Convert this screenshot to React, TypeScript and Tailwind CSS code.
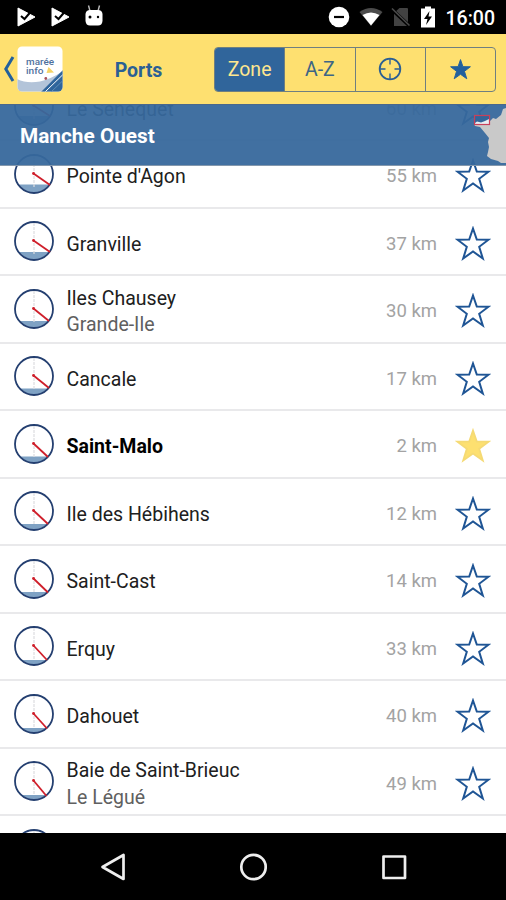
import { useState } from "react";
import clsx from "clsx";

type Port = {
    name: string;
    detail?: string;
    distance: string;
    // tide hand end point and water level inside the 42px dial
    hand: [number, number];
    water: number;
};

const PORTS: Port[] = [
    { name: "Le Sénéquet", distance: "60 km", hand: [37, 31], water: 31 },
    { name: "Pointe d'Agon", distance: "55 km", hand: [37, 32], water: 31.5 },
    { name: "Granville", distance: "37 km", hand: [37, 32], water: 32 },
    { name: "Iles Chausey", detail: "Grande-Ile", distance: "30 km", hand: [36, 33], water: 33 },
    { name: "Cancale", distance: "17 km", hand: [36, 33], water: 33.5 },
    { name: "Saint-Malo", distance: "2 km", hand: [35, 34], water: 33.5 },
    { name: "Ile des Hébihens", distance: "12 km", hand: [35, 34], water: 34 },
    { name: "Saint-Cast", distance: "14 km", hand: [35, 34.5], water: 34 },
    { name: "Erquy", distance: "33 km", hand: [34, 35], water: 35 },
    { name: "Dahouet", distance: "40 km", hand: [34, 35.5], water: 35 },
    { name: "Baie de Saint-Brieuc", detail: "Le Légué", distance: "49 km", hand: [33.5, 36], water: 35 },
    { name: "Binic", distance: "55 km", hand: [33, 36], water: 35 },
];

const STAR = "M18 2.5 L21.8 13.5 L33.5 13.7 L24.2 20.8 L27.8 32.5 L18 25.5 L8.2 32.5 L11.8 20.8 L2.5 13.7 L14.2 13.5 Z";

function TideDial({ hand, water }: { hand: [number, number]; water: number }) {
    const half = Math.sqrt(18.5 * 18.5 - (water - 21) * (water - 21));
    return (
        <svg width="42" height="42" viewBox="0 0 42 42" className="shrink-0">
            <circle cx="21" cy="21" r="19" fill="white" />
            <path
                d={`M${21 - half} ${water} A18.5 18.5 0 0 0 ${21 + half} ${water} Z`}
                fill="#7fa2c4"
            />
            <path d="M21 3 V34" stroke="#dcdce0" strokeWidth="1.2" strokeDasharray="3 1" />
            <circle cx="21" cy="21" r="19" fill="none" stroke="#243f70" strokeWidth="1.8" />
            <path d={`M20.5 20.5 L${hand[0]} ${hand[1]}`} stroke="#cf1f2b" strokeWidth="1.8" />
            <circle cx="20.5" cy="20.5" r="1.4" fill="#cf1f2b" />
        </svg>
    );
}

function StarIcon({ filled }: { filled: boolean }) {
    return (
        <svg width="36" height="36" viewBox="0 0 36 36">
            <path
                d={STAR}
                fill={filled ? "#fde070" : "none"}
                stroke={filled ? "#f5da74" : "#1f5595"}
                strokeWidth={filled ? 1.8 : 2}
            />
        </svg>
    );
}

function PlayCheck() {
    return (
        <svg width="20" height="20" viewBox="0 0 20 20">
            <path d="M2 1 L19 10 L2 19 Z" fill="#fff" stroke="#fff" strokeLinejoin="round" />
            <path d="M5 9 L8.5 12 L15 4.5" fill="none" stroke="#000" strokeWidth="2" />
        </svg>
    );
}

function StatusBar() {
    return (
        <div className="h-[34px] shrink-0 bg-black flex items-center justify-between pl-4 pr-[11px]">
            <div className="flex items-center gap-[14px]">
                <PlayCheck />
                <PlayCheck />
                <svg width="20" height="22" viewBox="0 0 20 22" className="-mt-[2px]">
                    <path d="M4.5 0.5 L6 6 M15.5 0.5 L14 6" stroke="#bbb" strokeWidth="1.4" />
                    <path d="M1.5 9 Q2 5 6 5 H14 Q18 5 18.5 9 V16 Q18 20.5 14 20.5 H6 Q2 20.5 1.5 16 Z" fill="#fff" />
                    <circle cx="6" cy="12" r="1.5" />
                    <circle cx="14" cy="12" r="1.2" />
                </svg>
            </div>
            <div className="flex items-center">
                <svg width="22" height="22" viewBox="0 0 22 22">
                    <circle cx="11" cy="11" r="10.3" fill="#fff" />
                    <path d="M6 11 H16" stroke="#000" strokeWidth="2.2" />
                </svg>
                <svg width="24" height="20" viewBox="0 0 24 20" className="ml-[9px]">
                    <path d="M0.5 5 Q12 -3 23.5 5 L12 19 Z" fill="#4b4b4b" />
                    <path d="M3.5 8 Q12 3 20.5 8 L12 18.5 Z" fill="#fff" />
                </svg>
                <svg width="20" height="20" viewBox="0 0 20 20" className="ml-[8px]">
                    <path d="M8.5 1 H16 Q17 1 17 2 V18 Q17 19 16 19 H3 V6 Z" fill="#424242" />
                    <path d="M0 1.5 L18.5 19" stroke="#000" strokeWidth="3.5" />
                    <path d="M1 1.5 L18.5 18.5" stroke="#4b4b4b" strokeWidth="1.6" />
                </svg>
                <svg width="16" height="22" viewBox="0 0 16 22" className="ml-[9px]">
                    <path d="M5 0.5 H11 V2.5 H15 V21.5 H1 V2.5 H5 Z" fill="#fff" />
                    <path d="M9.5 5 L4 13 H7.5 L6 19 L12 10.5 H8.5 Z" fill="#000" />
                </svg>
                <span className="ml-[10px] pt-[3px] text-[19.5px] leading-none font-medium text-white">16:00</span>
            </div>
        </div>
    );
}

function AppLogo() {
    return (
        <svg width="46" height="46" viewBox="0 0 46 46">
            <defs>
                <clipPath id="logo-frame">
                    <rect x="0.5" y="0.5" width="45" height="45" rx="4.5" />
                </clipPath>
            </defs>
            <g clipPath="url(#logo-frame)">
                <rect width="46" height="46" fill="#fff" />
                <path d="M0 33 Q10 38 23 35.5 Q34 33 46 25 V46 H0 Z" fill="#b3c4d9" />
                <path d="M46 24 V46 H24 Z" fill="#2f659c" />
                <path d="M28 46 L46 28.5" stroke="#fff" strokeWidth="1" />
                <path d="M34 46 L46 34.5" stroke="#5f8bb5" strokeWidth="1" />
                <path d="M31.5 21 L37 26.5 L29.5 27 Z" fill="#f5d365" />
                <circle cx="28.8" cy="32.5" r="1.4" fill="#a8525c" />
            </g>
            <text x="9" y="19" className="text-[9px] font-medium" fill="#4f719e" textLength="28" lengthAdjust="spacingAndGlyphs">marée</text>
            <text x="9" y="27.8" className="text-[8.5px] font-medium" fill="#4f719e" textLength="17.5" lengthAdjust="spacingAndGlyphs">info</text>
        </svg>
    );
}

const TABS = ["zone", "alpha", "near", "fav"];

function TabContent({ tab }: { tab: string }) {
    if (tab === "zone") return <span>Zone</span>;
    if (tab === "alpha") return <span>A-Z</span>;
    if (tab === "near") {
        return (
            <svg width="24" height="24" viewBox="0 0 24 24" fill="none" stroke="#2b5f94" strokeWidth="1.8">
                <circle cx="12" cy="12" r="10.3" />
                <path d="M12 2 V7.5 M12 16.5 V22 M2 12 H7.5 M16.5 12 H22" strokeWidth="1.4" />
            </svg>
        );
    }
    return (
        <svg width="23" height="23" viewBox="0 0 36 36">
            <path d={STAR} fill="#22609c" stroke="#22609c" strokeWidth="1.5" />
        </svg>
    );
}

function Header() {
    const [active, setActive] = useState("zone");

    return (
        <header className="h-[71px] shrink-0 bg-[#fee070] border-b border-[#4a688c] flex items-center pl-[3px] pr-[10px]">
            <button className="flex items-center">
                <svg width="12" height="28" viewBox="0 0 12 28" fill="none" stroke="#22609c" strokeWidth="3">
                    <path d="M10 2 L2.8 14 L10 26" />
                </svg>
                <span className="ml-[2px]">
                    <AppLogo />
                </span>
            </button>
            <h1 className="flex-1 text-center text-[19.5px] font-bold text-[#2b6094] pt-[3px]">Ports</h1>
            <div className="w-[282px] h-[45px] flex border border-[#6f7f80] rounded-[4px] overflow-hidden">
                {TABS.map((tab, i) => (
                    <button
                        key={tab}
                        onClick={() => setActive(tab)}
                        className={clsx(
                            "flex-1 flex items-center justify-center text-[19.5px]",
                            i > 0 && "border-l border-[#6f7f80]",
                            i < 2 && "pt-[2px]",
                            active === tab ? "bg-[#30659b] text-[#fee78f]" : "text-[#3d6586]"
                        )}
                    >
                        <TabContent tab={tab} />
                    </button>
                ))}
            </div>
        </header>
    );
}

function ZoneTitle() {
    return (
        <div className="absolute inset-x-0 top-0 h-[61px] bg-[#37689c]/95 border-b border-[#8498ad] flex items-center pl-5">
            <h2 className="text-[20.8px] font-bold text-white pt-[4px]">Manche Ouest</h2>
            <svg width="60" height="60" viewBox="0 0 60 60" className="absolute right-0 top-0">
                <path
                    d="M60 3 L57 4 L55 10 L50 14 L47 13 L44 16 L36 18 L28 19 L29 21 L34 22 L39 28 L43 33 L42 37 L43 42 L42 47 L41 51 L45 54 L52 56 L55 58 L60 58 Z"
                    fill="#c9c9c9"
                />
                <rect x="29" y="11" width="14" height="8" fill="#33659a" />
                <path d="M29 18 L31 16.5 L35 17.5 L39 16 L43 14 V19 H29 Z" fill="#e9edf2" />
                <rect x="28.5" y="10.5" width="15" height="9" fill="none" stroke="#c8405a" strokeWidth="1.2" />
            </svg>
        </div>
    );
}

function PortRow({ port, favorite, onToggle }: { port: Port; favorite: boolean; onToggle: () => void }) {
    return (
        <li className="h-[67.5px] flex items-center border-b-2 border-[#e9e9eb] pl-[13px] pr-[15px]">
            <TideDial hand={port.hand} water={port.water} />
            <div className="flex-1 ml-[11.5px] pt-[7px] text-[19.5px] leading-[26.5px]">
                <p className={favorite ? "font-bold text-black" : "text-[#202020]"}>{port.name}</p>
                {port.detail && <p className="text-[#606060]">{port.detail}</p>}
            </div>
            <span className="pt-[7px] text-[18.5px] text-[#a3a3a3]">{port.distance}</span>
            <button onClick={onToggle} className="ml-[18px] pt-[5px]">
                <StarIcon filled={favorite} />
            </button>
        </li>
    );
}

function NavigationBar() {
    return (
        <nav className="h-[67px] shrink-0 bg-black flex items-center justify-center gap-[112px]">
            <svg width="28" height="28" viewBox="0 0 28 28" fill="none" stroke="#eee" strokeWidth="2.7" strokeLinejoin="round">
                <path d="M24.5 2 V26 L3.5 14 Z" />
            </svg>
            <svg width="28" height="28" viewBox="0 0 28 28" fill="none" stroke="#eee" strokeWidth="2.7">
                <circle cx="14.5" cy="14" r="12.2" />
            </svg>
            <svg width="28" height="28" viewBox="0 0 28 28" fill="none" stroke="#eee" strokeWidth="2.7" strokeLinejoin="round">
                <rect x="4.5" y="3.5" width="21.5" height="21.5" />
            </svg>
        </nav>
    );
}

export default function App() {
    const [favorite, setFavorite] = useState("Saint-Malo");

    return (
        <div className="w-[506px] h-[900px] flex flex-col overflow-hidden bg-white font-['Roboto',sans-serif]">
            <StatusBar />
            <Header />
            <main className="relative flex-1 min-h-0 overflow-hidden">
                <ul className="-mt-[31.5px]">
                    {PORTS.map((port) => (
                        <PortRow
                            key={port.name}
                            port={port}
                            favorite={favorite === port.name}
                            onToggle={() => setFavorite(port.name)}
                        />
                    ))}
                </ul>
                <ZoneTitle />
            </main>
            <NavigationBar />
        </div>
    );
}
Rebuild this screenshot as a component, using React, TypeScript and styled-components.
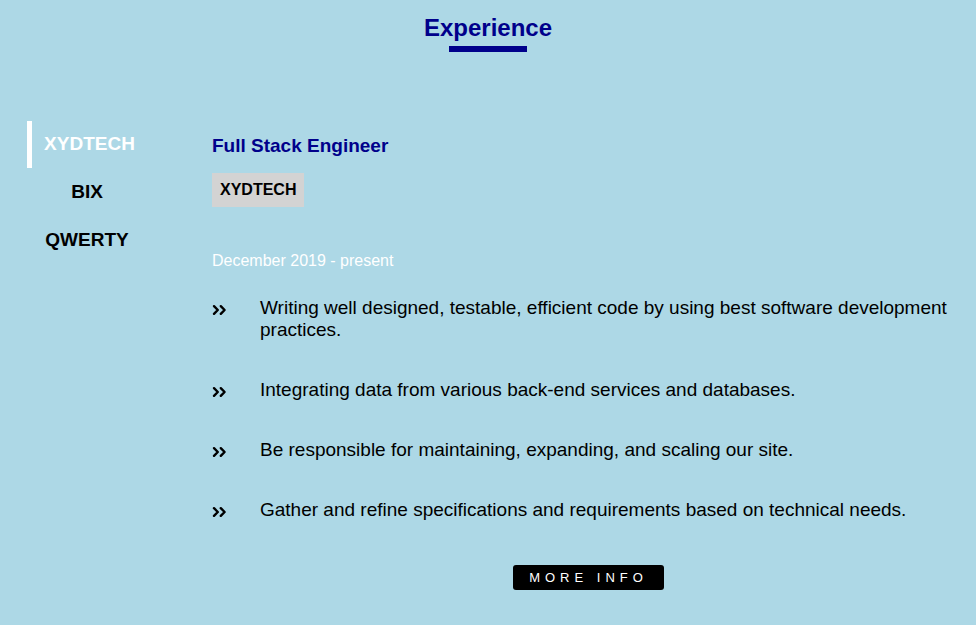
import React, { useState } from "react";
import styled, { createGlobalStyle } from "styled-components";

const GlobalStyle = createGlobalStyle`
  * { box-sizing: border-box; }
  body {
    margin: 0;
    background: lightblue;
    color: #000;
    font-family: "Liberation Sans", Arial, sans-serif;
  }
`;

const Section = styled.section`
  padding: 14px 0 35px;
`;

const Header = styled.header`
  display: flex;
  flex-direction: column;
  align-items: center;
  margin-bottom: 69px;
`;

const Title = styled.h2`
  margin: 0;
  font-size: 24px;
  line-height: 28px;
  color: darkblue;
`;

const Underline = styled.div`
  width: 78px;
  height: 6px;
  margin-top: 4px;
  background: darkblue;
`;

const Layout = styled.div`
  display: grid;
  grid-template-columns: 120px minmax(0, 1fr);
  column-gap: 65px;
  padding: 0 11px 0 27px;
`;

const Tabs = styled.nav`
  display: flex;
  flex-direction: column;
  gap: 1px;
`;

const Tab = styled.button<{ $active: boolean }>`
  height: 47px;
  padding: 0 0 2px;
  border: 0;
  border-left: ${(p) => (p.$active ? "5px solid #fff" : "0")};
  background: none;
  color: ${(p) => (p.$active ? "#fff" : "#000")};
  font: bold 19px "Liberation Sans", Arial, sans-serif;
  cursor: pointer;
`;

const Panel = styled.article`
  display: flex;
  flex-direction: column;
  align-items: flex-start;
  padding-top: 14px;
`;

const Role = styled.h3`
  margin: 0;
  font-size: 19px;
  line-height: 22px;
  color: darkblue;
`;

const Company = styled.h4`
  margin: 16px 0 0;
  padding: 8px;
  background: lightgray;
  font-size: 16px;
  line-height: 18px;
`;

const Dates = styled.p`
  margin: 45px 0 0;
  font-size: 16px;
  line-height: 18px;
  color: #fff;
`;

const Duties = styled.ul`
  display: flex;
  flex-direction: column;
  gap: 38px;
  margin: 27px 0 0;
  padding: 0;
  list-style: none;
`;

const Duty = styled.li`
  display: grid;
  grid-template-columns: 16px minmax(0, 1fr);
  column-gap: 32px;
  font-size: 19px;
  line-height: 22px;
`;

const Chevrons = styled.svg`
  width: 16px;
  height: 16px;
  margin-top: 5px;
  fill: none;
  stroke: currentColor;
  stroke-width: 2.4;
  stroke-linecap: round;
  stroke-linejoin: round;
`;

const MoreInfo = styled.button`
  align-self: center;
  margin-top: 44px;
  padding: 0 16px;
  height: 25px;
  border: 0;
  border-radius: 3px;
  background: #000;
  color: #fff;
  font: 13px "Liberation Sans", Arial, sans-serif;
  letter-spacing: 5px;
  cursor: pointer;
`;

const companies = ["XYDTECH", "BIX", "QWERTY"];

const duties = [
  "Writing well designed, testable, efficient code by using best software development practices.",
  "Integrating data from various back-end services and databases.",
  "Be responsible for maintaining, expanding, and scaling our site.",
  "Gather and refine specifications and requirements based on technical needs.",
];

export default function App() {
  const [active, setActive] = useState(0);
  return (
    <Section>
      <GlobalStyle />
      <Header>
        <Title>Experience</Title>
        <Underline />
      </Header>
      <Layout>
        <Tabs>
          {companies.map((name, i) => (
            <Tab key={name} type="button" $active={i === active} onClick={() => setActive(i)}>
              {name}
            </Tab>
          ))}
        </Tabs>
        <Panel>
          <Role>Full Stack Engineer</Role>
          <Company>{companies[active]}</Company>
          <Dates>December 2019 - present</Dates>
          <Duties>
            {duties.map((duty) => (
              <Duty key={duty}>
                <Chevrons viewBox="0 0 16 16" aria-hidden>
                  <path d="M2 4.2 5.8 8 2 11.8M8.8 4.2 12.6 8 8.8 11.8" />
                </Chevrons>
                <span>{duty}</span>
              </Duty>
            ))}
          </Duties>
          <MoreInfo type="button">MORE INFO</MoreInfo>
        </Panel>
      </Layout>
    </Section>
  );
}
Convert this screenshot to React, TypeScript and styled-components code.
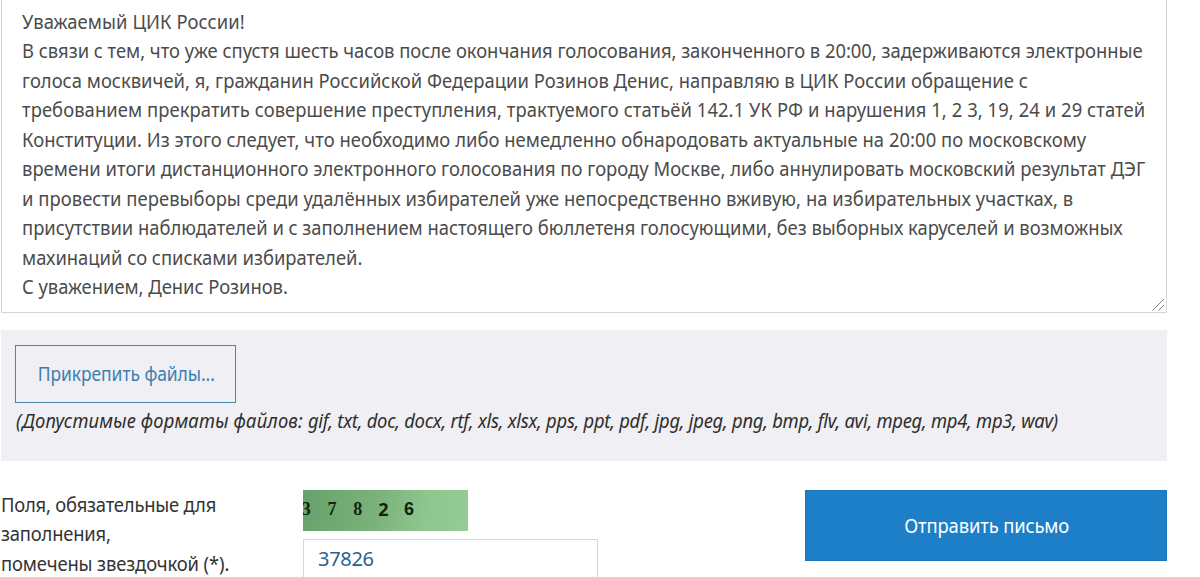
★ ★ ★ ★ ★ ★ ★
**Problem to work on:** Lines of the material that contain the word "screenshot" are to be gathered.

**Solved problem:**
Convert this screenshot to React, TypeScript and Tailwind CSS code.
Rebuild this screenshot as a component, using React, TypeScript and styled-components.
Convert this screenshot to React, TypeScript and styled-components code.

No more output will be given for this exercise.